Nestes casos de lateralidade cruzada e lateralidade indefinida, um trabalho específico de psicomotricidade é fundamental para auxiliar a estabelecer e organizar a lateralidade e esquema corporal da criança.
Orientações para os pais
– Não estimular ou provocar a definição da lateralidade;
– Colocar os talheres posicionados em frente da criança e no centro;
– Posicionar os lápis, brinquedos e outros objectos à frente e no centro da criança; ela irá utilizar a mão preferencial;
– Os desenhos para colorir não deverão ser muito grandes, para que a criança não canse a mão que está a utilizar (a preferencial) e tenha de trocar de mão;
– Fazer actividades de “encontrar” os erros em 2 desenhos semelhantes;
– Reconhecer a posição do corpo em relação a um objecto: à direita, à esquerda, atrás, etc;
– Lançar e apanhar objectos (bolas, balões, etc.);
– Tocar cada dedo com o polegar da mão respectiva;
– Manter um objecto em equilíbrio numa mão enquanto com a outra se faz outra acção;
– Escrever grupos de palavras que comecem por letras de simetria inversa; – Actividades de seguir linhas, caminhos e labirintos.

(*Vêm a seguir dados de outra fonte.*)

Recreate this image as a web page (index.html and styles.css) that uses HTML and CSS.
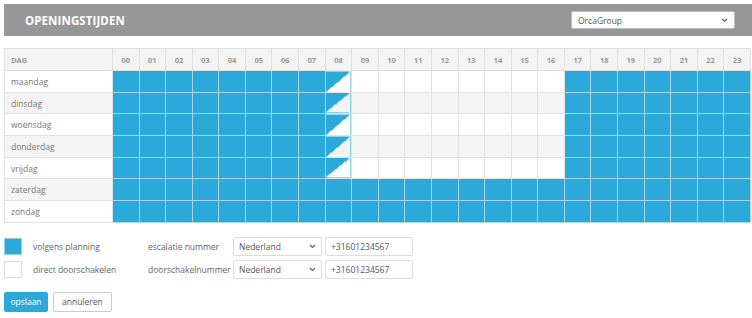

O desenvolvimento da lateralidade e consequente domínio corporal é um factor fundamental no processo de aprendizagem. Através de jogos e actividades, as crianças, além de se divertirem, experimentam, aprendem e relacionam-se com o mundo em que vivem. Por isso, cada vez mais, pais e educadores devem interiorizar que os jogos e as brincadeiras são fundamentais para o desenvolvimento saudável, devendo ocupar um lugar de destaque na vida de qualquer criança!